Exercise material →
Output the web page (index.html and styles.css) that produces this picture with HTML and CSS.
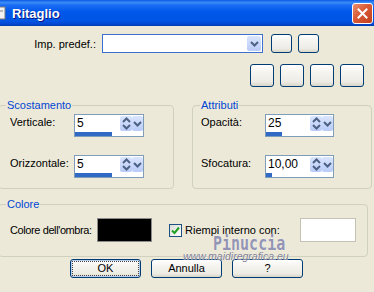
FILE: index.html
```html
<!DOCTYPE html>
<html lang="it">
<head>
<meta charset="utf-8">
<title>Ritaglio</title>
<link rel="stylesheet" href="styles.css">
</head>
<body>
<div class="window">
  <div class="titlebar">
    <svg class="appicon" width="7" height="14" viewBox="0 0 7 14"><rect x="-6" y="1" width="11" height="12" fill="#f2f2f2" stroke="#7a7a7a"/><rect x="-4" y="4" width="7" height="2" fill="#b8b8b8"/></svg>
    <span class="title">Ritaglio</span>
    <span class="close"><svg width="11" height="11" viewBox="0 0 11 11"><path d="M1.5 1.5 L9.5 9.5 M9.5 1.5 L1.5 9.5" stroke="#fff" stroke-width="2" stroke-linecap="square"/></svg></span>
  </div>
  <div class="body">
    <div class="preset-row">
      <span class="preset-label">Imp. predef.:</span>
      <div class="combo"><span class="combo-btn"><svg width="9" height="6" viewBox="0 0 9 6"><path d="M1 1 L4.5 4.5 L8 1" fill="none" stroke="#4d6185" stroke-width="2"/></svg></span></div>
      <button class="xbtn small"></button>
      <button class="xbtn small"></button>
    </div>
    <div class="tool-row">
      <button class="xbtn tool"></button>
      <button class="xbtn tool"></button>
      <button class="xbtn tool"></button>
      <button class="xbtn tool"></button>
    </div>
    <div class="groups">
      <fieldset class="group g-offset">
        <legend>Scostamento</legend>
        <div class="field-row">
          <span class="flabel">Verticale:</span>
          <div class="spin"><div class="spin-top"><span class="val">5</span><span class="updown"><svg width="9" height="13" viewBox="0 0 9 13"><path d="M1 5 L4.5 1.5 L8 5 M1 8 L4.5 11.5 L8 8" fill="none" stroke="#4d6185" stroke-width="2"/></svg></span><span class="drop"><svg width="9" height="6" viewBox="0 0 9 6"><path d="M1 1 L4.5 4.5 L8 1" fill="none" stroke="#4d6185" stroke-width="2"/></svg></span></div><div class="bar"><div class="fill" style="width:37px"></div></div></div>
        </div>
        <div class="field-row">
          <span class="flabel">Orizzontale:</span>
          <div class="spin"><div class="spin-top"><span class="val">5</span><span class="updown"><svg width="9" height="13" viewBox="0 0 9 13"><path d="M1 5 L4.5 1.5 L8 5 M1 8 L4.5 11.5 L8 8" fill="none" stroke="#4d6185" stroke-width="2"/></svg></span><span class="drop"><svg width="9" height="6" viewBox="0 0 9 6"><path d="M1 1 L4.5 4.5 L8 1" fill="none" stroke="#4d6185" stroke-width="2"/></svg></span></div><div class="bar"><div class="fill" style="width:37px"></div></div></div>
        </div>
      </fieldset>
      <fieldset class="group g-attr">
        <legend>Attributi</legend>
        <div class="field-row">
          <span class="flabel">Opacità:</span>
          <div class="spin"><div class="spin-top"><span class="val">25</span><span class="updown"><svg width="9" height="13" viewBox="0 0 9 13"><path d="M1 5 L4.5 1.5 L8 5 M1 8 L4.5 11.5 L8 8" fill="none" stroke="#4d6185" stroke-width="2"/></svg></span><span class="drop"><svg width="9" height="6" viewBox="0 0 9 6"><path d="M1 1 L4.5 4.5 L8 1" fill="none" stroke="#4d6185" stroke-width="2"/></svg></span></div><div class="bar"><div class="fill" style="width:16px"></div></div></div>
        </div>
        <div class="field-row">
          <span class="flabel">Sfocatura:</span>
          <div class="spin"><div class="spin-top"><span class="val">10,00</span><span class="updown"><svg width="9" height="13" viewBox="0 0 9 13"><path d="M1 5 L4.5 1.5 L8 5 M1 8 L4.5 11.5 L8 8" fill="none" stroke="#4d6185" stroke-width="2"/></svg></span><span class="drop"><svg width="9" height="6" viewBox="0 0 9 6"><path d="M1 1 L4.5 4.5 L8 1" fill="none" stroke="#4d6185" stroke-width="2"/></svg></span></div><div class="bar"><div class="fill" style="width:6px"></div></div></div>
        </div>
      </fieldset>
    </div>
    <fieldset class="group g-color">
      <legend>Colore</legend>
      <div class="color-row">
        <span class="clabel">Colore dell'ombra:</span>
        <span class="swatch black"></span>
        <span class="check"><svg width="9" height="9" viewBox="0 0 9 9"><path d="M1 4.5 L3.5 7 L8 1.5" fill="none" stroke="#21a121" stroke-width="2"/></svg></span>
        <span class="checklabel">Riempi interno con:</span>
        <span class="swatch white"></span>
      </div>
    </fieldset>
    <div class="actions">
      <button class="xbtn action default"><span class="focus">OK</span></button>
      <button class="xbtn action">Annulla</button>
      <button class="xbtn action">?</button>
    </div>
  </div>
  <div class="wm-name">Pinuccia</div>
  <div class="wm-url">www.maidiregrafica.eu</div>
</div>
</body>
</html>
```
FILE: styles.css
```css
html, body {
  margin: 0;
  padding: 0;
}
body {
  width: 374px;
  height: 292px;
  overflow: hidden;
  background: #ece9d8;
  font-family: "Liberation Sans", Arial, sans-serif;
  font-size: 11px;
  color: #000;
}
.window {
  position: relative;
  width: 374px;
  height: 292px;
  overflow: hidden;
  background: #ece9d8;
}
.titlebar {
  height: 26px;
  display: flex;
  align-items: center;
  background: linear-gradient(to bottom, #0a5ae6 0%, #3a8cf8 10%, #1a6cf4 20%, #0058ea 45%, #0055e4 80%, #0048d2 92%, #003bb0 100%);
}
.appicon {
  display: block;
  margin-left: 0;
}
.title {
  margin-left: 5px;
  color: #fff;
  font-weight: bold;
  font-size: 13px;
  text-shadow: 1px 1px 0 #0a1883;
}
.close {
  margin-left: auto;
  margin-right: 1px;
  width: 21px;
  height: 21px;
  box-sizing: border-box;
  border: 1px solid #fff;
  border-radius: 3px;
  background: linear-gradient(135deg, #eb8e6e 0%, #d95a35 45%, #c2401c 100%);
  display: flex;
  align-items: center;
  justify-content: center;
}
.close svg { display: block; }
.body {
  display: flex;
  flex-direction: column;
}
.preset-row {
  margin-top: 8px;
  height: 19px;
  display: flex;
  align-items: center;
}
.preset-label {
  width: 66px;
  margin-left: 30px;
  text-align: right;
  white-space: nowrap;
}
.combo {
  margin-left: 6px;
  width: 161px;
  height: 19px;
  box-sizing: border-box;
  border: 1px solid #3d6fcf;
  background: #fff;
  display: flex;
  justify-content: flex-end;
  align-items: center;
  padding-right: 1px;
}
.combo-btn {
  width: 14px;
  height: 15px;
  border-radius: 2px;
  background: linear-gradient(to bottom, #dae5fd, #b9cbf7);
  display: flex;
  align-items: center;
  justify-content: center;
}
.xbtn {
  box-sizing: border-box;
  border: 1px solid #003c74;
  border-radius: 3px;
  background: linear-gradient(to bottom, #ffffff 0%, #f6f5f1 30%, #ecebe4 80%, #d9d5c8 100%);
  padding: 0;
  margin: 0;
  font-family: "Liberation Sans", Arial, sans-serif;
  font-size: 11px;
  color: #000;
}
.small {
  width: 21px;
  height: 19px;
  margin-left: 6px;
}
.combo + .small {
  margin-left: 8px;
}
.tool-row {
  margin-top: 11px;
  display: flex;
  gap: 6px;
  padding-left: 250px;
}
.tool {
  width: 24px;
  height: 23px;
}
.groups {
  margin-top: 11px;
  display: flex;
  gap: 18px;
  margin-left: -2px;
}
.group {
  box-sizing: border-box;
  margin: 0;
  min-width: 0;
  border: 1px solid #d0d0bf;
  border-radius: 4px;
}
.group legend {
  color: #0046d5;
  line-height: 14px;
  padding: 0 1px;
}
.g-offset {
  width: 176px;
  padding: 2px 0 10px 11px;
}
.g-offset legend { margin-left: -4px; }
.g-attr {
  width: 180px;
  padding: 2px 0 10px 8px;
}
.g-attr legend { margin-left: -1px; }
.field-row {
  display: flex;
  align-items: flex-start;
}
.field-row + .field-row {
  margin-top: 18px;
}
.flabel {
  width: 64px;
  flex-shrink: 0;
  white-space: nowrap;
  line-height: 14px;
  padding-top: 1px;
}
.spin {
  width: 70px;
  height: 23px;
  box-sizing: border-box;
  border: 1px solid #7f9db9;
  background: #fff;
  display: flex;
  flex-direction: column;
}
.g-attr .spin { width: 69px; }
.spin-top {
  height: 17px;
  display: flex;
  align-items: center;
}
.val {
  flex: 1;
  padding-left: 2px;
  font-size: 12px;
  line-height: 17px;
}
.updown, .drop {
  height: 15px;
  border-radius: 2px;
  background: linear-gradient(to bottom, #dae5fd, #b9cbf7);
  display: flex;
  align-items: center;
  justify-content: center;
}
.updown { width: 12px; }
.drop { width: 11px; }
.updown svg, .drop svg, .combo-btn svg { display: block; }
.bar {
  height: 4px;
}
.fill {
  height: 4px;
  background: #316ac5;
}
.g-color {
  margin-top: 8px;
  margin-left: -2px;
  width: 370px;
  padding: 7px 11px 14px 11px;
}
.g-color legend { margin-left: -4px; }
.color-row {
  display: flex;
  align-items: center;
  height: 24px;
}
.clabel {
  width: 87px;
  flex-shrink: 0;
  white-space: nowrap;
  letter-spacing: -0.4px;
}
.swatch {
  display: block;
  flex-shrink: 0;
  box-sizing: border-box;
  height: 24px;
}
.swatch.black {
  width: 55px;
  background: #000;
  border: 1px solid #8c8c8c;
}
.swatch.white {
  width: 56px;
  margin-left: auto;
  background: #fff;
  border: 1px solid #c4c2b4;
}
.check {
  margin-left: 17px;
  flex-shrink: 0;
  width: 13px;
  height: 13px;
  box-sizing: border-box;
  border: 1px solid #1c5180;
  background: linear-gradient(135deg, #dcdcd7, #ffffff);
  display: flex;
  align-items: center;
  justify-content: center;
}
.check svg { display: block; }
.checklabel {
  margin-left: 3px;
  white-space: nowrap;
}
.actions {
  margin-top: 2px;
  display: flex;
  gap: 10px;
  padding-left: 70px;
}
.action {
  width: 71px;
  height: 19px;
  line-height: 17px;
}
.action.default {
  box-shadow: inset 0 0 0 1px #b6cdf2;
  padding: 2px;
}
.focus {
  display: block;
  height: 13px;
  line-height: 13px;
  outline: 1px dotted #444;
}
.wm-name {
  position: absolute;
  left: 213px;
  top: 234px;
  font-family: "DejaVu Sans Mono", monospace;
  font-size: 15px;
  line-height: 15px;
  font-weight: bold;
  color: #9494b4;
  transform: scaleY(1.3);
  transform-origin: 0 0;
  text-shadow: 0 0 1px #fff;
}
.wm-url {
  position: absolute;
  left: 183px;
  top: 250px;
  font-family: "Liberation Sans", Arial, sans-serif;
  font-style: italic;
  font-size: 10.5px;
  color: #7e7e92;
  text-shadow: 0 0 1px #fff;
}
```
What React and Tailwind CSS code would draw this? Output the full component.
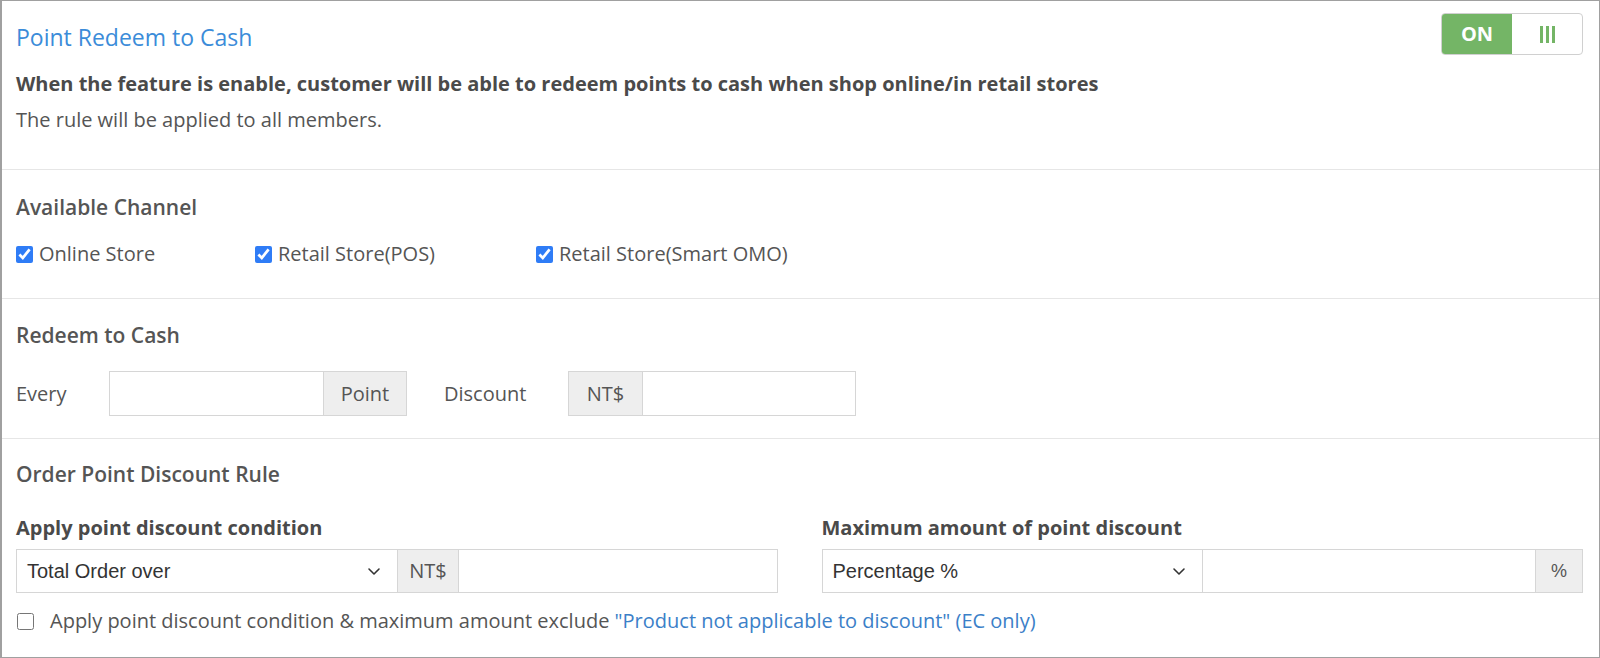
import React from "react";

const Chevron = () => (
  <svg width="14" height="9" viewBox="0 0 14 9" fill="none" stroke="#333" strokeWidth="1.6" strokeLinecap="round" strokeLinejoin="round">
    <path d="M2 2l5 5 5-5" />
  </svg>
);

const Check = ({ checked, className = "" }) => (
  <input
    type="checkbox"
    defaultChecked={checked}
    className={`w-[17px] h-[17px] m-0 accent-[#2f7cf6] ${className}`}
  />
);

export default function App() {
  return (
    <div
      className="w-[1600px] h-[658px] bg-white border border-[#a0a0a0] border-l-2 text-[#555] overflow-hidden"
      style={{ fontFamily: '"Open Sans", "Noto Sans", sans-serif' }}
    >
      {/* Section 1 */}
      <div className="pl-[14px] pr-[16px] pt-[21px] pb-[35px] border-b border-[#e6e6e6]">
        <div className="flex items-start justify-between">
          <div className="text-[23px] leading-[30px] text-[#3b8cd9]">Point Redeem to Cash</div>
          <div className="flex h-[42px] w-[142px] rounded-[4px] border border-[#d0d0d0] overflow-hidden -mt-[9px]">
            <div className="w-[70px] bg-[#74b566] text-white font-bold text-[20px] flex items-center justify-center">ON</div>
            <div className="flex-1 flex items-center justify-center gap-[3px]">
              <span className="w-[3px] h-[17px] bg-[#74b566]" />
              <span className="w-[3px] h-[17px] bg-[#74b566]" />
              <span className="w-[3px] h-[17px] bg-[#74b566]" />
            </div>
          </div>
        </div>
        <div className="mt-[15px] text-[20px] leading-[28px] font-bold text-[#4a4a4a]">
          When the feature is enable, customer will be able to redeem points to cash when shop online/in retail stores
        </div>
        <div className="mt-[8px] text-[20px] leading-[28px]">The rule will be applied to all members.</div>
      </div>

      {/* Section 2 */}
      <div className="pl-[14px] pt-[23px] pb-[30px] border-b border-[#e6e6e6]">
        <div className="text-[21px] leading-[28px] font-semibold text-[#555]">Available Channel</div>
        <div className="mt-[19px] flex items-center text-[20px] leading-[28px]">
          <label className="flex items-center gap-[6px] w-[239px]">
            <Check checked />
            <span>Online Store</span>
          </label>
          <label className="flex items-center gap-[6px] w-[281px]">
            <Check checked />
            <span>Retail Store(POS)</span>
          </label>
          <label className="flex items-center gap-[6px]">
            <Check checked />
            <span>Retail Store(Smart OMO)</span>
          </label>
        </div>
      </div>

      {/* Section 3 */}
      <div className="pl-[14px] pt-[22px] pb-[22px] border-b border-[#e6e6e6]">
        <div className="text-[21px] leading-[28px] font-semibold">Redeem to Cash</div>
        <div className="mt-[22px] flex items-center text-[20px]">
          <span className="w-[93px]">Every</span>
          <div className="flex h-[45px] border border-[#d6d6d6]">
            <div className="w-[213px] bg-white" />
            <div className="w-[83px] bg-[#eee] border-l border-[#d6d6d6] flex items-center justify-center">Point</div>
          </div>
          <span className="ml-[37px] w-[124px]">Discount</span>
          <div className="flex h-[45px] border border-[#d6d6d6]">
            <div className="w-[74px] bg-[#eee] border-r border-[#d6d6d6] flex items-center justify-center">NT$</div>
            <div className="w-[212px] bg-white" />
          </div>
        </div>
      </div>

      {/* Section 4 */}
      <div className="pl-[14px] pr-[16px] pt-[21px] pb-[20px]">
        <div className="text-[21px] leading-[28px] font-semibold">Order Point Discount Rule</div>
        <div className="mt-[26px] grid grid-cols-2 gap-x-[44px]">
          <div>
            <div className="text-[20px] leading-[28px] font-bold text-[#4a4a4a]">Apply point discount condition</div>
            <div className="mt-[7px] flex h-[44px] border border-[#d6d6d6]">
              <div
                className="w-[380px] flex items-center justify-between pl-[10px] pr-[16px] text-[20px] text-[#333]"
                style={{ fontFamily: '"Liberation Sans", Arial, sans-serif' }}
              >
                <span>Total Order over</span>
                <Chevron />
              </div>
              <div className="w-[62px] bg-[#eee] border-l border-r border-[#d6d6d6] flex items-center justify-center text-[20px]">NT$</div>
              <div className="flex-1 bg-white" />
            </div>
          </div>
          <div>
            <div className="text-[20px] leading-[28px] font-bold text-[#4a4a4a]">Maximum amount of point discount</div>
            <div className="mt-[7px] flex h-[44px] border border-[#d6d6d6]">
              <div
                className="w-[380px] flex items-center justify-between pl-[10px] pr-[16px] text-[20px] text-[#333] border-r border-[#d6d6d6]"
                style={{ fontFamily: '"Liberation Sans", Arial, sans-serif' }}
              >
                <span>Percentage %</span>
                <Chevron />
              </div>
              <div className="flex-1 bg-white" />
              <div
                className="w-[47px] bg-[#eee] border-l border-[#d6d6d6] flex items-center justify-center text-[18px]"
                style={{ fontFamily: '"Liberation Sans", Arial, sans-serif' }}
              >
                %
              </div>
            </div>
          </div>
        </div>
        <label className="mt-[14px] flex items-center text-[20px] leading-[28px]">
          <Check className="ml-[1px]" />
          <span className="ml-[16px]">
            Apply point discount condition &amp; maximum amount exclude{" "}
            <span className="text-[#3b80c8]">"Product not applicable to discount" (EC only)</span>
          </span>
        </label>
      </div>
    </div>
  );
}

Short exercise →
In the material above, show every line where the word "styles" turns up.

Solution to this exercise →
Output the web page (index.html and styles.css) that produces this picture with HTML and CSS.
<link rel="stylesheet" href="styles.css">
FILE: styles.css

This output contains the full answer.